Systems naturally move towards states with the most accessible microstates. This isn't just for pressures and temperatures. The physical structures and behaviors we see probably happen because they have the most microstates consistent with how they look. This applies to all scales.
Think about emergent structures in nature. They're patterns that come from the interactions of lots of pieces. Those pieces are the lower-level microstates that map to some macroscopic emergent structure. Microscopic doesn't have to mean actually microscopic in size, just a level below what we're looking at.
The role of entropy in life has been debated for a while. The second law of thermodynamics says entropy always increases in isolated systems, so things should become more disordered. But living things are, like, highly ordered structures, with low entropy. The answer is that life's systems only decrease entropy locally, by increasing entropy in their surroundings. So, living things aren't isolated systems, they exchange energy and matter with their environment.
But saying living things are highly ordered and open isn't the whole picture.
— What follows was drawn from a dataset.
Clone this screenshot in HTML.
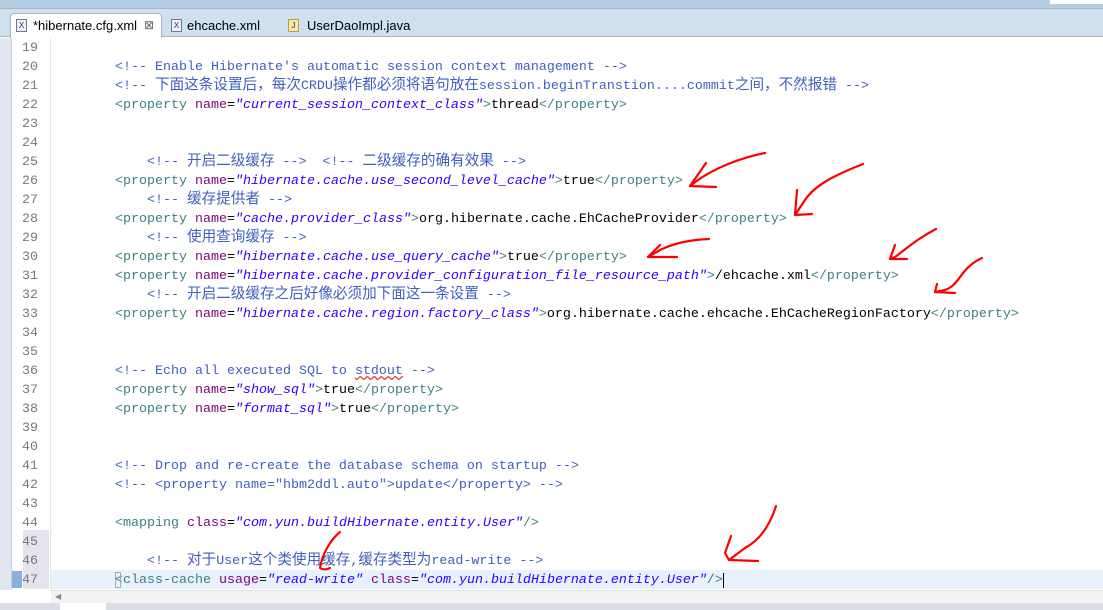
<!DOCTYPE html>
<html><head><meta charset="utf-8"><style>
body{margin:0;width:1103px;height:610px;overflow:hidden;background:#fff;position:relative;font-family:"Liberation Sans",sans-serif}
.top{position:absolute;left:0;top:0;width:1103px;height:8px;background:#b3cde3}
.bar{position:absolute;left:0;top:8px;width:1103px;height:29px;background:#cfe0ee;border-top:1px solid #a8b4c4;border-bottom:1px solid #a8b4c4;box-sizing:border-box}
.tab{position:absolute;top:13px;left:10px;width:152px;height:25px;background:#fff;border:1px solid #a8b4c4;border-bottom:none;border-radius:4px 4px 0 0;box-sizing:border-box}
.tt{position:absolute;top:18px;font-size:13px;color:#000}
.ic{position:absolute;top:19px;width:9px;height:11px;border:1px solid #6a7a90;background:#eef;font-size:8px;line-height:11px;text-align:center;color:#334}
.lp{position:absolute;left:0;top:38px;width:11px;height:552px;background:#e3e8f0;border-right:1px solid #c6ccd6}
.code{position:absolute;left:0;top:39px;font-family:"Liberation Mono","Noto Sans CJK SC",monospace;font-size:13.33px;line-height:19px;white-space:pre}
.ln{position:absolute;left:22px;width:20px;color:#787878;text-align:left}
.tx{position:absolute;left:51px;height:19px}
.cm{color:#3f5fbf}.tg{color:#3f7f7f}.an{color:#7f007f}.av{color:#2a00ff;font-style:italic}
.c{font-family:"Noto Sans CJK SC",sans-serif;font-size:14.6px;line-height:0}
.hl{position:absolute;left:51px;top:570px;width:1052px;height:19px;background:#e8f2fe}
.sb{position:absolute;left:51px;top:590px;width:1052px;height:13px;background:#f3f3f3;border-top:1px solid #e0e0e0}
.bot{position:absolute;left:0;top:603px;width:1103px;height:7px;background:#d8dde6}
</style></head><body>
<div class="top"></div><div class="bar"></div>
<div style="position:absolute;left:1050px;top:0;width:53px;height:4px;background:#fff"></div>
<div class="tab"></div>
<div class="ic" style="left:16px">X</div><div class="tt" style="left:33px">*hibernate.cfg.xml</div><div class="tt" style="left:144px;color:#666;font-size:12px">⊠</div>
<div class="ic" style="left:171px">X</div><div class="tt" style="left:187px">ehcache.xml</div>
<div class="ic" style="left:288px;background:#f7e7a8;border-color:#b9a040">J</div><div class="tt" style="left:307px">UserDaoImpl.java</div>
<div class="lp"></div>
<div style="position:absolute;left:23px;top:530px;width:26px;height:59px;background:#e4e4ee"></div>
<div style="position:absolute;left:12px;top:571px;width:10px;height:17px;background:#8ab0de"></div>
<div class="hl"></div>
<div style="position:absolute;left:50px;top:38px;width:1px;height:552px;background:#e8e8e8"></div>
<div class="code">
<div class="ln" style="top:0">19</div>
<div class="ln" style="top:19px">20</div><div class="tx" style="top:19px">        <span class="cm">&lt;!-- Enable Hibernate's automatic session context management --&gt;</span></div>
<div class="ln" style="top:38px">21</div><div class="tx cm" style="top:38px">        &lt;!-- <span class="c">下面这条设置后，每次</span>CRDU<span class="c">操作都必须将语句放在</span>session.beginTranstion....commit<span class="c">之间，不然报错</span> --&gt;</div>
<div class="ln" style="top:57px">22</div><div class="tx" style="top:57px">        <span class="tg">&lt;property</span> <span class="an">name</span>=<span class="av">"current_session_context_class"</span><span class="tg">&gt;</span>thread<span class="tg">&lt;/property&gt;</span></div>
<div class="ln" style="top:76px">23</div>
<div class="ln" style="top:95px">24</div>
<div class="ln" style="top:114px">25</div><div class="tx cm" style="top:114px">            &lt;!-- <span class="c">开启二级缓存</span> --&gt;  &lt;!-- <span class="c">二级缓存的确有效果</span> --&gt;</div>
<div class="ln" style="top:133px">26</div><div class="tx" style="top:133px">        <span class="tg">&lt;property</span> <span class="an">name</span>=<span class="av">"hibernate.cache.use_second_level_cache"</span><span class="tg">&gt;</span>true<span class="tg">&lt;/property&gt;</span></div>
<div class="ln" style="top:152px">27</div><div class="tx cm" style="top:152px">            &lt;!-- <span class="c">缓存提供者</span> --&gt;</div>
<div class="ln" style="top:171px">28</div><div class="tx" style="top:171px">        <span class="tg">&lt;property</span> <span class="an">name</span>=<span class="av">"cache.provider_class"</span><span class="tg">&gt;</span>org.hibernate.cache.EhCacheProvider<span class="tg">&lt;/property&gt;</span></div>
<div class="ln" style="top:190px">29</div><div class="tx cm" style="top:190px">            &lt;!-- <span class="c">使用查询缓存</span> --&gt;</div>
<div class="ln" style="top:209px">30</div><div class="tx" style="top:209px">        <span class="tg">&lt;property</span> <span class="an">name</span>=<span class="av">"hibernate.cache.use_query_cache"</span><span class="tg">&gt;</span>true<span class="tg">&lt;/property&gt;</span></div>
<div class="ln" style="top:228px">31</div><div class="tx" style="top:228px">        <span class="tg">&lt;property</span> <span class="an">name</span>=<span class="av">"hibernate.cache.provider_configuration_file_resource_path"</span><span class="tg">&gt;</span>/ehcache.xml<span class="tg">&lt;/property&gt;</span></div>
<div class="ln" style="top:247px">32</div><div class="tx cm" style="top:247px">            &lt;!-- <span class="c">开启二级缓存之后好像必须加下面这一条设置</span> --&gt;</div>
<div class="ln" style="top:266px">33</div><div class="tx" style="top:266px">        <span class="tg">&lt;property</span> <span class="an">name</span>=<span class="av">"hibernate.cache.region.factory_class"</span><span class="tg">&gt;</span>org.hibernate.cache.ehcache.EhCacheRegionFactory<span class="tg">&lt;/property&gt;</span></div>
<div class="ln" style="top:285px">34</div>
<div class="ln" style="top:304px">35</div>
<div class="ln" style="top:323px">36</div><div class="tx cm" style="top:323px">        &lt;!-- Echo all executed SQL to <span style="text-decoration:underline wavy #e04040">stdout</span> --&gt;</div>
<div class="ln" style="top:342px">37</div><div class="tx" style="top:342px">        <span class="tg">&lt;property</span> <span class="an">name</span>=<span class="av">"show_sql"</span><span class="tg">&gt;</span>true<span class="tg">&lt;/property&gt;</span></div>
<div class="ln" style="top:361px">38</div><div class="tx" style="top:361px">        <span class="tg">&lt;property</span> <span class="an">name</span>=<span class="av">"format_sql"</span><span class="tg">&gt;</span>true<span class="tg">&lt;/property&gt;</span></div>
<div class="ln" style="top:380px">39</div>
<div class="ln" style="top:399px">40</div>
<div class="ln" style="top:418px">41</div><div class="tx cm" style="top:418px">        &lt;!-- Drop and re-create the database schema on startup --&gt;</div>
<div class="ln" style="top:437px">42</div><div class="tx cm" style="top:437px">        &lt;!-- &lt;property name="hbm2ddl.auto"&gt;update&lt;/property&gt; --&gt;</div>
<div class="ln" style="top:456px">43</div>
<div class="ln" style="top:475px">44</div><div class="tx" style="top:475px">        <span class="tg">&lt;mapping</span> <span class="an">class</span>=<span class="av">"com.yun.buildHibernate.entity.User"</span><span class="tg">/&gt;</span></div>
<div class="ln" style="top:494px">45</div>
<div class="ln" style="top:513px">46</div><div class="tx cm" style="top:513px">            &lt;!-- <span class="c">对于</span>User<span class="c">这个类使用缓存</span>,<span class="c">缓存类型为</span>read-write --&gt;</div>
<div class="ln" style="top:532px">47</div><div class="tx" style="top:532px">        <span class="tg">&lt;class-cache</span> <span class="an">usage</span>=<span class="av">"read-write"</span> <span class="an">class</span>=<span class="av">"com.yun.buildHibernate.entity.User"</span><span class="tg">/&gt;</span><span style="border-left:1px solid #000"></span></div>
</div>
<div style="position:absolute;left:115px;top:572px;width:6px;height:16px;border:1px solid #aaa;box-sizing:border-box"></div>
<div class="sb"></div>
<div style="position:absolute;left:55px;top:592px;font-size:8px;color:#888">◀</div>
<div class="bot"></div>
<div style="position:absolute;left:60px;top:603px;width:46px;height:7px;background:#fff"></div>
<svg style="position:absolute;left:0;top:0" width="1103" height="610" fill="none" stroke="#f00" stroke-width="2.2" stroke-linecap="round" stroke-linejoin="round">
<path d="M765 153 C740 158 715 168 698 180 L690 186 L716 187"/><path d="M706 163 L690 186"/>
<path d="M863 164 C835 175 815 185 805 200 L795 215 L812 214"/><path d="M797 190 L795 215"/>
<path d="M709 239 C685 240 670 245 660 250 L648 257 L677 257"/><path d="M660 245 L648 257"/>
<path d="M936 229 C915 240 905 250 895 257 L890 259 L907 259"/><path d="M895 245 L890 259"/>
<path d="M982 258 C960 268 960 285 945 290 L935 292 L955 293"/><path d="M937 284 L935 292"/>
<path d="M776 506 C770 525 760 540 745 548 L729 560 L758 561"/><path d="M731 536 L725 553 L729 560"/>
<path d="M340 532 C330 540 322 555 320 568 C323 570 326 570 330 568"/>
</svg>
</body></html>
Within a single thing, more disorder in the lower levels, higher entropy, should lead to more order at the higher levels. That's why emergent structures come from the most possible entropy a stable system can have. So, entropy isn't being lowered or increased in any definite way, it's always changing, with low-level entropy increases fueling entropy decreases at higher scales.
Anyway, the key point is that explaining emergence doesn't need some chain of cause and effect between levels. It doesn't need some approximation based on reductionism or deterministic reasoning. If you look at it in terms of entropy, emergence is just the physical result of having the most lower-level pieces of matter match the structures and behaviors we see, measure, and experience.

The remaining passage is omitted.